For guidance on implementing zero trust network principles across both home and commercial environments, providers like The Security Company offer professional security solutions that include network security assessment and configuration alongside physical security systems.

Monitoring Your Zero Trust Home Network

A zero trust approach requires ongoing visibility into what is happening on your network. You cannot enforce trust boundaries if you do not know what devices are connected and what they are doing.
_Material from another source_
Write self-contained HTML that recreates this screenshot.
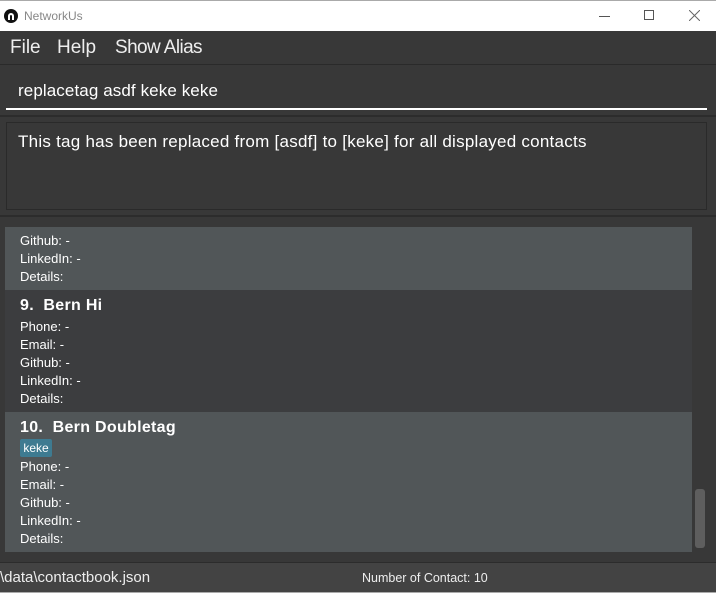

Most modern routers provide a connected devices list that shows every device on each network segment. Review this list regularly — monthly at minimum — and investigate any device you do not recognise. Many routers also offer traffic monitoring that shows which devices are consuming bandwidth and what external addresses they are communicating with. Unusual traffic patterns — a smart plug suddenly uploading gigabytes of data, for example — indicate a potential compromise.

Zero trust is not a product you buy — it is a mindset you apply. By assuming that any device could be compromised and structuring your network to contain the impact, you dramatically reduce the risk that a single vulnerable smart device exposes your entire digital life.

The Practical Payoff

Implementing zero trust principles in your home network takes an afternoon of initial setup and requires minimal ongoing maintenance. The payoff is substantial: a compromised IoT device — which is a realistic probability over the lifespan of a typical smart home — becomes a contained incident rather than a catastrophic breach. Your security cameras, smart locks, and sensors continue to deliver their intended benefits while your personal devices, financial accounts, and work resources remain protected behind trust boundaries that a compromised smart plug simply cannot cross.

For New Zealand homeowners adding more connected devices each year, adopting zero trust principles early establishes a secure foundation that scales with your smart home. The alternative — an ever-growing collection of devices all sharing the same flat network with implicit trust — is a risk that grows with every new device you connect.